経営環境と業績

経済・金融動向 ~ 足踏み状態の国内景気

昨年3月に発生した東日本大震災後に景気持ち直しの兆しはあったものの、その後の欧州危機の深刻化や新興国の成長鈍化などによる世界経済の減速や急激な円高進行などの影響を受けて、国内景気は足踏み状態を続けております。

日銀は「実質的なゼロ金利政策」を継続し、大震災・原発事故の影響による景気悪化、世界経済の下降れリスク、さらには根強い円高傾向・デフレ圧力もあり、金融緩和措置を漸次強化しております。

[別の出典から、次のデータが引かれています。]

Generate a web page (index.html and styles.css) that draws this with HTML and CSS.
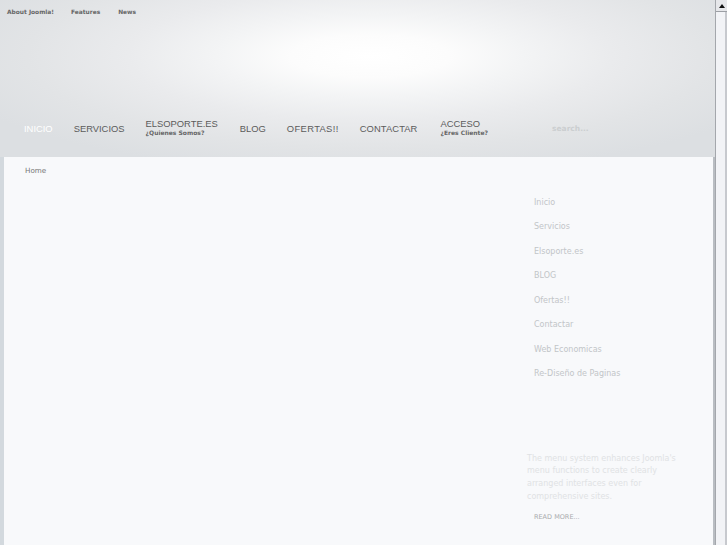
FILE: index.html
```html
<!DOCTYPE html>
<html>
<head>
<meta charset="utf-8">
<link rel="stylesheet" href="styles.css">
</head>
<body>
<div class="site">
  <header class="header">
    <nav class="toplinks">
      <a>About Joomla!</a>
      <a>Features</a>
      <a class="news">News</a>
    </nav>
    <div class="navbar">
      <ul class="mainnav">
        <li class="active"><span class="lbl">INICIO</span></li>
        <li><span class="lbl">SERVICIOS</span></li>
        <li class="two"><span class="lbl">ELSOPORTE.ES</span><span class="sub">¿Quienes Somos?</span></li>
        <li class="blog"><span class="lbl">BLOG</span></li>
        <li class="ofertas"><span class="lbl">OFERTAS!!</span></li>
        <li class="contactar"><span class="lbl">CONTACTAR</span></li>
        <li class="two acceso"><span class="lbl">ACCESO</span><span class="sub">¿Eres Cliente?</span></li>
      </ul>
      <div class="search">search...</div>
    </div>
  </header>
  <main class="panel">
    <div class="content">
      <div class="breadcrumb">Home</div>
    </div>
    <aside class="sidebar">
      <ul class="sidemenu">
        <li>Inicio</li>
        <li>Servicios</li>
        <li>Elsoporte.es</li>
        <li>BLOG</li>
        <li>Ofertas!!</li>
        <li>Contactar</li>
        <li>Web Economicas</li>
        <li>Re-Diseño de Paginas</li>
      </ul>
      <p class="blurb">The menu system enhances Joomla's menu functions to create clearly arranged interfaces even for comprehensive sites.</p>
      <div class="readmore">READ MORE...</div>
    </aside>
  </main>
</div>
<div class="scrollbar">
  <div class="sb-btn"><span class="sb-arrow"></span></div>
  <div class="sb-track"></div>
</div>
</body>
</html>
```

FILE: styles.css
```css
html, body {
  margin: 0;
  padding: 0;
  height: 545px;
  overflow: hidden;
}
body {
  display: flex;
  font-family: "DejaVu Sans", sans-serif;
  background: #d4dadf;
}
.site {
  width: 715px;
  display: flex;
  flex-direction: column;
  background: linear-gradient(90deg, #d3d9de 0, #d3d9de 4px, transparent 4px, transparent 713px, #b9bdc2 713px);
}
.header {
  height: 157px;
  flex: none;
  display: flex;
  flex-direction: column;
  background:
    radial-gradient(ellipse 440px 118px at 370px 56px, #ffffff 0%, #fcfcfc 18%, #f3f4f5 35%, #eaebed 55%, #e2e4e6 78%, #dcdfe2 100%),
    #dcdfe2;
}
.toplinks {
  display: flex;
  gap: 17px;
  padding: 9px 0 0 7px;
  font-size: 5.9px;
  font-weight: bold;
  color: #666;
}
.toplinks .news {
  margin-left: 1px;
}
.navbar {
  display: flex;
  align-items: center;
  margin-top: 106px;
  padding-left: 24px;
}
.mainnav {
  list-style: none;
  margin: 0;
  padding: 0;
  display: flex;
  align-items: center;
  gap: 21px;
  font-family: "Liberation Sans", Arial, sans-serif;
}
.mainnav li {
  display: flex;
  flex-direction: column;
  color: #5b5b5b;
}
.mainnav .lbl {
  font-size: 9.4px;
  line-height: 11px;
}
.mainnav .active .lbl {
  color: #ffffff;
}
.mainnav .blog {
  margin-left: 1px;
}
.mainnav .ofertas .lbl {
  letter-spacing: 0.35px;
}
.mainnav .contactar .lbl {
  letter-spacing: 0.1px;
}
.mainnav .acceso {
  margin-left: 2px;
}
.mainnav .sub {
  font-family: "DejaVu Sans", sans-serif;
  font-size: 6px;
  font-weight: bold;
  line-height: 7px;
  color: #666;
}
.mainnav .two {
  margin-top: -3px;
}
.search {
  margin-left: 64px;
  font-size: 7.5px;
  font-weight: bold;
  color: #cbced0;
}
.panel {
  flex: 1;
  margin: 0 2px 0 4px;
  background: #f8f9fb;
  display: flex;
}
.content {
  flex: 1;
}
.breadcrumb {
  padding: 9px 0 0 21px;
  font-size: 7.2px;
  color: #777;
}
.sidebar {
  width: 186px;
  flex: none;
  padding-top: 41px;
}
.sidemenu {
  list-style: none;
  margin: 0;
  padding: 0 0 0 7px;
  font-size: 8px;
  color: #c2c5c8;
}
.sidemenu li {
  height: 24.45px;
  line-height: 10px;
}
.blurb {
  margin: 59px 0 0 0;
  width: 165px;
  font-size: 8px;
  line-height: 12.7px;
  color: #e0e2e4;
}
.readmore {
  margin: 10px 0 0 7px;
  font-size: 6.5px;
  color: #a9abad;
}
.scrollbar {
  width: 12px;
  flex: none;
  display: flex;
  flex-direction: column;
  background: #f2f3f6;
  border-left: 1px solid #a4a7ac;
  box-sizing: border-box;
  box-shadow: inset -2px 0 0 #c7c9ce;
}
.sb-btn {
  height: 11px;
  display: flex;
  align-items: center;
  justify-content: center;
  background: #e6e7ea;
  border-bottom: 1px solid #9c9fa4;
}
.sb-arrow {
  width: 0;
  height: 0;
  border-left: 3.5px solid transparent;
  border-right: 3.5px solid transparent;
  border-bottom: 4px solid #111;
}
.sb-track {
  flex: 1;
}
```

一方、系統信用事業を取り巻く環境は、郵政民営化法の見直しや銀行・信金等による農業金融分野への積極参入等により、競争は一層激化している状況にあります。

農業情勢 ~ 不透明な農業情勢と役割増す本道農業

今年度は新たな「食料・農業・農村基本計画」に基づき、戸別所得補償制度の本格導入および農業・農村の6次産業化の取組みが実施されました。

一方、昨年11月には「例外なき関税撤廃」を原則とする環太平洋経済連携協定(TPP)への「交渉参加に向けた各国との協議入り」の方針が表明されるなど、農業を取り巻く情勢は不透明な状況にあります。

そのような中、日本の食料生産基地として、安全で良質な農畜産物を安定的に生産・供給する本道農業の役割は一層大きくなっております。

昨年の農畜産物は6月の降雹、9月の台風、大雨により一部被害に見舞われ、原発事故の風評被害による畜産物価格の下落も発生しました。一方で米は2年ぶりの豊作となるなど、地域や作物による差はあるものの、総体的には平年に近い出来秋となりました。しかし冬に入り、一部地域で雪害が発生し、次年度の農作業への影響が懸念されております。

損益の状況

上記経営環境の中、平成23年度は貯金の着実な伸びと会員からの資本増強に支えられ、ALMやリスク管理に基づく運用力の強化や業務の効率化・合理化、コスト削減に継続して取り組んだ結果、経常利益99億円、当期剰余金88億円を計上しました。引き続き財務の健全化を図っていきます。

平成23年度の業績

〔貯金・NCD〕

〔貯金・NCD〕

JA貯金は、総じて平年並みの農畜産物販売代金を確保できたことや、積極的な貯金キャンペーンの実施等により、前年対比627億円(2.09%)増加し、期末残高は3兆603億円となりました。

本会貯金についても、道内JA貯金の伸びに加え、地公体他の員外取引先からの貯金増加により前期末比658億円(2.7%)増加し、期末残高で2兆5,002億円となりました。

〔貸出金〕

〔貸出金〕

貸出金は、前期末比51億円(0.9%)増加し、期末残高は5,506億円となりました。

なお、内訳はJA・系統関連企業等への貸出金が1,657億円、一般企業等(地方公共団体含む)に対する貸出金が3,849億円となっています。

〔余裕金〕

〔余裕金〕

余裕金については、預け金や固定利付債券による安定収益確保のための運用を基本に取り組みました。

有価証券残高は、前期末比681億円(10.1%)増加し、7,404億円となりました。

預け金については、同49億円(0.3%)増加し、期末残高は1兆2,544億円となりました。

余裕金全体では、同723億円(3.7%)増加し、残高は2兆12億円となりました。

〔受託貸付金〕

〔受託貸付金〕

受託資金の期末残高は、農業情勢の厳しさ等を反映して年々減少しており、前期末比では184億円減少し、2,840億円(うち日本政策金融公庫資金2,347億円、同住宅金融支援機構資金481億円)となりました。